[DATA EXTRACT]
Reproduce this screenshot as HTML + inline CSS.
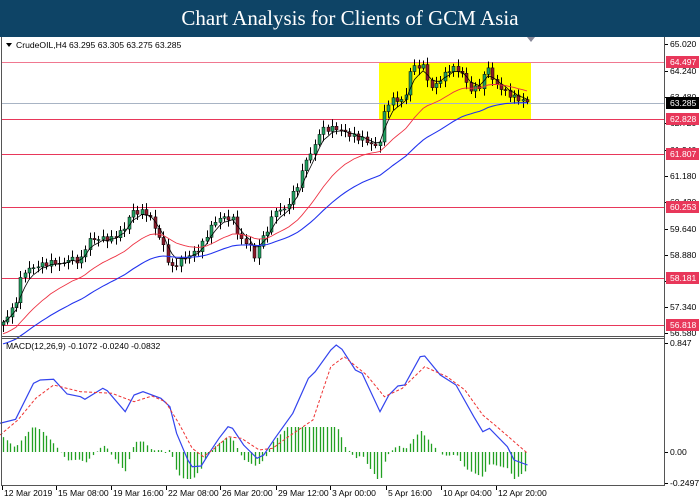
<!DOCTYPE html>
<html><head><meta charset="utf-8"><style>
body{margin:0;width:700px;height:500px;overflow:hidden;background:#fff;font-family:"Liberation Sans",sans-serif}
#hd{position:absolute;left:0;top:0;width:700px;height:37px;background:#0e4466;color:#fff;font-family:"Liberation Serif",serif;font-size:21px;text-align:center;line-height:36px;z-index:2}
svg{position:absolute;left:0;top:0}
text{font-family:"Liberation Sans",sans-serif;font-size:8.6px}
</style></head><body>
<div id="hd">Chart Analysis for Clients of GCM Asia</div>
<svg id="s" width="700" height="500" xmlns="http://www.w3.org/2000/svg">
<rect x="0" y="37" width="700" height="463" fill="#fff"/>
<rect x="379" y="63" width="152" height="56" fill="#ffff00"/>
<g id="lines"></g>
<g id="cd"></g>
<g id="ma"></g>
<g id="mc"></g>
<line x1="1.5" y1="37" x2="1.5" y2="486" stroke="#555"/>
<line x1="664.5" y1="37" x2="664.5" y2="486" stroke="#555"/>
<line x1="1" y1="336.5" x2="665" y2="336.5" stroke="#555"/>
<line x1="1" y1="338.5" x2="665" y2="338.5" stroke="#555"/>
<line x1="1" y1="485.5" x2="665" y2="485.5" stroke="#555"/>
<polygon points="527,37 535,37 531,42" fill="#889"/>
<polygon points="6,43 12,43 9,47" fill="#000"/>
<text x="16" y="48" fill="#000">CrudeOIL,H4  63.295 63.305 63.275 63.285</text>
<text x="6" y="349" fill="#000">MACD(12,26,9) -0.1072 -0.0240 -0.0832</text>
<g id="ax"></g>
</svg>
<script>
(function(){
var NS="http://www.w3.org/2000/svg";
function el(p,t,a,tx){var e=document.createElementNS(NS,t);for(var k in a)e.setAttribute(k,a[k]);if(tx!=null)e.textContent=tx;document.getElementById(p).appendChild(e);return e;}
[[62,'#f07890'],[119,'#e8375a'],[154,'#e8375a'],[207,'#e8375a'],[278,'#e8375a'],[325,'#e8375a']].forEach(function(l){el('lines','line',{x1:1,x2:665,y1:l[0]+.5,y2:l[0]+.5,stroke:l[1]});});
el('lines','line',{x1:1,x2:665,y1:103.5,y2:103.5,stroke:'#a8b4c4'});
var P=[[3,322],[15,305],[22,272],[40,265],[55,262],[60,265],[70,258],[80,262],[88,240],[105,238],[110,240],[125,228],[130,212],[145,212],[150,218],[165,250],[170,270],[180,260],[190,255],[200,248],[210,228],[218,218],[232,218],[240,240],[250,245],[255,262],[258,245],[265,235],[275,210],[285,210],[295,190],[300,180],[305,160],[310,155],[315,145],[320,130],[335,128],[340,130],[350,135],[365,140],[375,147],[380,140],[385,108],[390,100],[405,100],[410,70],[420,65],[425,68],[430,90],[440,80],[450,68],[460,70],[470,90],[480,86],[488,66],[492,80],[505,92],[515,98],[527,102]];
function interp(A,x){for(var i=1;i<A.length;i++){if(x<=A[i][0]){var a=A[i-1],b=A[i];return a[1]+(b[1]-a[1])*(x-a[0])/(b[0]-a[0]);}}return A[A.length-1][1];}
var N=122,xs=[],cl=[];
for(var i=0;i<N;i++){var x=3+i*(524/(N-1));xs.push(x);cl.push(interp(P,x)+Math.sin(i*2.7)*2.5);}
var prev=cl[0]+3;
for(var i=0;i<N;i++){var o=prev,c=cl[i];var hi=Math.min(o,c)-2-Math.abs(Math.sin(i*1.3))*5,lo=Math.max(o,c)+2+Math.abs(Math.cos(i*1.7))*5;
var x=Math.round(xs[i])+.5;
el('cd','line',{x1:x,x2:x,y1:hi,y2:lo,stroke:'#000','stroke-width':1});
var ty=Math.min(o,c),h=Math.max(1,Math.abs(o-c));
el('cd','rect',{x:x-1.5,y:ty,width:3,height:h,fill:c<o?'#20a060':'#8b1a2a',stroke:'#000','stroke-width':.5});
prev=c;}
function ema(n,seed){var k=2/(n+1),v=seed,r=[];for(var i=0;i<N;i++){v=v+(cl[i]-v)*k;r.push(v);}return r;}
function pl(arr,col,w){var d='';for(var i=0;i<N;i++)d+=(i?'L':'M')+xs[i].toFixed(1)+','+arr[i].toFixed(1);el('ma','path',{d:d,fill:'none',stroke:col,'stroke-width':w});}
pl(ema(4,cl[0]),'#000',0.8);pl(ema(20,335),'#ee3344',0.9);pl(ema(40,345),'#2233ee',1.1);
var B=[[0,310],[35,298],[75,190],[90,180],[120,178],[150,222],[180,230],[190,238],[230,205],[240,212],[280,275],[300,225],[320,215],[360,235],[380,260],[395,340],[420,420],[430,440],[450,438],[470,395],[490,355],[510,320],[520,325],[545,375],[575,415],[590,405],[615,355],[655,280],[690,175],[705,155],[740,90],[752,75],[765,88],[795,150],[810,160],[850,275],[870,225],[890,198],[905,195],[940,110],[950,108],[985,165],[1020,195],[1060,290],[1080,335],[1095,325],[1135,380],[1150,420],[1180,435]];
var R=[[0,345],[40,300],[80,235],[120,195],[180,215],[250,220],[300,245],[340,228],[370,245],[400,310],[430,385],[455,410],[480,385],[510,350],[540,355],[580,390],[610,385],[640,355],[700,300],[740,140],[770,110],[820,165],[860,230],[900,205],[950,140],[1000,170],[1040,210],[1080,285],[1120,330],[1180,400]];
function cv(A){return A.map(function(p){return [p[0]/2.237,320+p[1]/3];});}
var Bc=cv(B),Rc=cv(R);
for(var x=3;x<=527;x+=3.6){var h=(interp(Rc,x)-interp(Bc,x))*1.5;h=Math.max(-27,Math.min(25,h));var xx=Math.round(x)+.5;
el('mc','line',{x1:xx,x2:xx,y1:452,y2:452-h,stroke:'#22a022','stroke-width':1.3});}
el('mc','path',{d:'M'+Bc.map(function(p){return p[0].toFixed(1)+','+p[1].toFixed(1)}).join('L'),fill:'none',stroke:'#3344ee','stroke-width':1.2});
el('mc','path',{d:'M'+Rc.map(function(p){return p[0].toFixed(1)+','+p[1].toFixed(1)}).join('L'),fill:'none',stroke:'#ee3333','stroke-width':1,'stroke-dasharray':'3,2'});
[['65.020',44],['64.240',71],['63.480',97],['62.720',123],['61.940',150],['61.180',176],['60.420',202],['59.640',229],['58.880',255],['58.120',281],['57.340',307],['56.580',333],['0.847',343],['0.00',452],['-0.2497',483]].forEach(function(a){
el('ax','line',{x1:665,x2:668,y1:a[1]+.5,y2:a[1]+.5,stroke:'#000'});el('ax','text',{x:670,y:a[1]+3,fill:'#000'},a[0]);});
[['64.497',62,'#e8375a'],['62.828',119,'#e8375a'],['61.807',154,'#e8375a'],['60.253',207,'#e8375a'],['58.181',278,'#e8375a'],['56.818',325,'#e8375a'],['63.285',103,'#000']].forEach(function(a){
el('ax','rect',{x:666,y:a[1]-6,width:33,height:12,fill:a[2]});el('ax','text',{x:670,y:a[1]+3,fill:'#fff'},a[0]);});
[['12 Mar 2019',2],['15 Mar 08:00',56],['19 Mar 16:00',111],['22 Mar 08:00',166],['26 Mar 20:00',220],['29 Mar 12:00',276],['3 Apr 00:00',330],['5 Apr 16:00',386],['10 Apr 04:00',441],['12 Apr 20:00',496]].forEach(function(a){
el('ax','line',{x1:a[1]+.5,x2:a[1]+.5,y1:486,y2:490,stroke:'#000'});el('ax','text',{x:a[1]+2,y:496,fill:'#000'},a[0]);});
})();
</script>
</body></html>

[DO THIS] Transcribe the full listing above exactly as it stands, minus the pictures.

[TASK ANSWER]
Reproduce this screenshot as HTML + inline CSS.
<!DOCTYPE html>
<html><head><meta charset="utf-8"><style>
body{margin:0;width:700px;height:500px;overflow:hidden;background:#fff;font-family:"Liberation Sans",sans-serif}
#hd{position:absolute;left:0;top:0;width:700px;height:37px;background:#0e4466;color:#fff;font-family:"Liberation Serif",serif;font-size:21px;text-align:center;line-height:36px;z-index:2}
svg{position:absolute;left:0;top:0}
text{font-family:"Liberation Sans",sans-serif;font-size:8.6px}
</style></head><body>
<div id="hd">Chart Analysis for Clients of GCM Asia</div>
<svg id="s" width="700" height="500" xmlns="http://www.w3.org/2000/svg">
<rect x="0" y="37" width="700" height="463" fill="#fff"/>
<rect x="379" y="63" width="152" height="56" fill="#ffff00"/>
<g id="lines"></g>
<g id="cd"></g>
<g id="ma"></g>
<g id="mc"></g>
<line x1="1.5" y1="37" x2="1.5" y2="486" stroke="#555"/>
<line x1="664.5" y1="37" x2="664.5" y2="486" stroke="#555"/>
<line x1="1" y1="336.5" x2="665" y2="336.5" stroke="#555"/>
<line x1="1" y1="338.5" x2="665" y2="338.5" stroke="#555"/>
<line x1="1" y1="485.5" x2="665" y2="485.5" stroke="#555"/>
<polygon points="527,37 535,37 531,42" fill="#889"/>
<polygon points="6,43 12,43 9,47" fill="#000"/>
<text x="16" y="48" fill="#000">CrudeOIL,H4  63.295 63.305 63.275 63.285</text>
<text x="6" y="349" fill="#000">MACD(12,26,9) -0.1072 -0.0240 -0.0832</text>
<g id="ax"></g>
</svg>
<script>
(function(){
var NS="http://www.w3.org/2000/svg";
function el(p,t,a,tx){var e=document.createElementNS(NS,t);for(var k in a)e.setAttribute(k,a[k]);if(tx!=null)e.textContent=tx;document.getElementById(p).appendChild(e);return e;}
[[62,'#f07890'],[119,'#e8375a'],[154,'#e8375a'],[207,'#e8375a'],[278,'#e8375a'],[325,'#e8375a']].forEach(function(l){el('lines','line',{x1:1,x2:665,y1:l[0]+.5,y2:l[0]+.5,stroke:l[1]});});
el('lines','line',{x1:1,x2:665,y1:103.5,y2:103.5,stroke:'#a8b4c4'});
var P=[[3,322],[15,305],[22,272],[40,265],[55,262],[60,265],[70,258],[80,262],[88,240],[105,238],[110,240],[125,228],[130,212],[145,212],[150,218],[165,250],[170,270],[180,260],[190,255],[200,248],[210,228],[218,218],[232,218],[240,240],[250,245],[255,262],[258,245],[265,235],[275,210],[285,210],[295,190],[300,180],[305,160],[310,155],[315,145],[320,130],[335,128],[340,130],[350,135],[365,140],[375,147],[380,140],[385,108],[390,100],[405,100],[410,70],[420,65],[425,68],[430,90],[440,80],[450,68],[460,70],[470,90],[480,86],[488,66],[492,80],[505,92],[515,98],[527,102]];
function interp(A,x){for(var i=1;i<A.length;i++){if(x<=A[i][0]){var a=A[i-1],b=A[i];return a[1]+(b[1]-a[1])*(x-a[0])/(b[0]-a[0]);}}return A[A.length-1][1];}
var N=122,xs=[],cl=[];
for(var i=0;i<N;i++){var x=3+i*(524/(N-1));xs.push(x);cl.push(interp(P,x)+Math.sin(i*2.7)*2.5);}
var prev=cl[0]+3;
for(var i=0;i<N;i++){var o=prev,c=cl[i];var hi=Math.min(o,c)-2-Math.abs(Math.sin(i*1.3))*5,lo=Math.max(o,c)+2+Math.abs(Math.cos(i*1.7))*5;
var x=Math.round(xs[i])+.5;
el('cd','line',{x1:x,x2:x,y1:hi,y2:lo,stroke:'#000','stroke-width':1});
var ty=Math.min(o,c),h=Math.max(1,Math.abs(o-c));
el('cd','rect',{x:x-1.5,y:ty,width:3,height:h,fill:c<o?'#20a060':'#8b1a2a',stroke:'#000','stroke-width':.5});
prev=c;}
function ema(n,seed){var k=2/(n+1),v=seed,r=[];for(var i=0;i<N;i++){v=v+(cl[i]-v)*k;r.push(v);}return r;}
function pl(arr,col,w){var d='';for(var i=0;i<N;i++)d+=(i?'L':'M')+xs[i].toFixed(1)+','+arr[i].toFixed(1);el('ma','path',{d:d,fill:'none',stroke:col,'stroke-width':w});}
pl(ema(4,cl[0]),'#000',0.8);pl(ema(20,335),'#ee3344',0.9);pl(ema(40,345),'#2233ee',1.1);
var B=[[0,310],[35,298],[75,190],[90,180],[120,178],[150,222],[180,230],[190,238],[230,205],[240,212],[280,275],[300,225],[320,215],[360,235],[380,260],[395,340],[420,420],[430,440],[450,438],[470,395],[490,355],[510,320],[520,325],[545,375],[575,415],[590,405],[615,355],[655,280],[690,175],[705,155],[740,90],[752,75],[765,88],[795,150],[810,160],[850,275],[870,225],[890,198],[905,195],[940,110],[950,108],[985,165],[1020,195],[1060,290],[1080,335],[1095,325],[1135,380],[1150,420],[1180,435]];
var R=[[0,345],[40,300],[80,235],[120,195],[180,215],[250,220],[300,245],[340,228],[370,245],[400,310],[430,385],[455,410],[480,385],[510,350],[540,355],[580,390],[610,385],[640,355],[700,300],[740,140],[770,110],[820,165],[860,230],[900,205],[950,140],[1000,170],[1040,210],[1080,285],[1120,330],[1180,400]];
function cv(A){return A.map(function(p){return [p[0]/2.237,320+p[1]/3];});}
var Bc=cv(B),Rc=cv(R);
for(var x=3;x<=527;x+=3.6){var h=(interp(Rc,x)-interp(Bc,x))*1.5;h=Math.max(-27,Math.min(25,h));var xx=Math.round(x)+.5;
el('mc','line',{x1:xx,x2:xx,y1:452,y2:452-h,stroke:'#22a022','stroke-width':1.3});}
el('mc','path',{d:'M'+Bc.map(function(p){return p[0].toFixed(1)+','+p[1].toFixed(1)}).join('L'),fill:'none',stroke:'#3344ee','stroke-width':1.2});
el('mc','path',{d:'M'+Rc.map(function(p){return p[0].toFixed(1)+','+p[1].toFixed(1)}).join('L'),fill:'none',stroke:'#ee3333','stroke-width':1,'stroke-dasharray':'3,2'});
[['65.020',44],['64.240',71],['63.480',97],['62.720',123],['61.940',150],['61.180',176],['60.420',202],['59.640',229],['58.880',255],['58.120',281],['57.340',307],['56.580',333],['0.847',343],['0.00',452],['-0.2497',483]].forEach(function(a){
el('ax','line',{x1:665,x2:668,y1:a[1]+.5,y2:a[1]+.5,stroke:'#000'});el('ax','text',{x:670,y:a[1]+3,fill:'#000'},a[0]);});
[['64.497',62,'#e8375a'],['62.828',119,'#e8375a'],['61.807',154,'#e8375a'],['60.253',207,'#e8375a'],['58.181',278,'#e8375a'],['56.818',325,'#e8375a'],['63.285',103,'#000']].forEach(function(a){
el('ax','rect',{x:666,y:a[1]-6,width:33,height:12,fill:a[2]});el('ax','text',{x:670,y:a[1]+3,fill:'#fff'},a[0]);});
[['12 Mar 2019',2],['15 Mar 08:00',56],['19 Mar 16:00',111],['22 Mar 08:00',166],['26 Mar 20:00',220],['29 Mar 12:00',276],['3 Apr 00:00',330],['5 Apr 16:00',386],['10 Apr 04:00',441],['12 Apr 20:00',496]].forEach(function(a){
el('ax','line',{x1:a[1]+.5,x2:a[1]+.5,y1:486,y2:490,stroke:'#000'});el('ax','text',{x:a[1]+2,y:496,fill:'#000'},a[0]);});
})();
</script>
</body></html>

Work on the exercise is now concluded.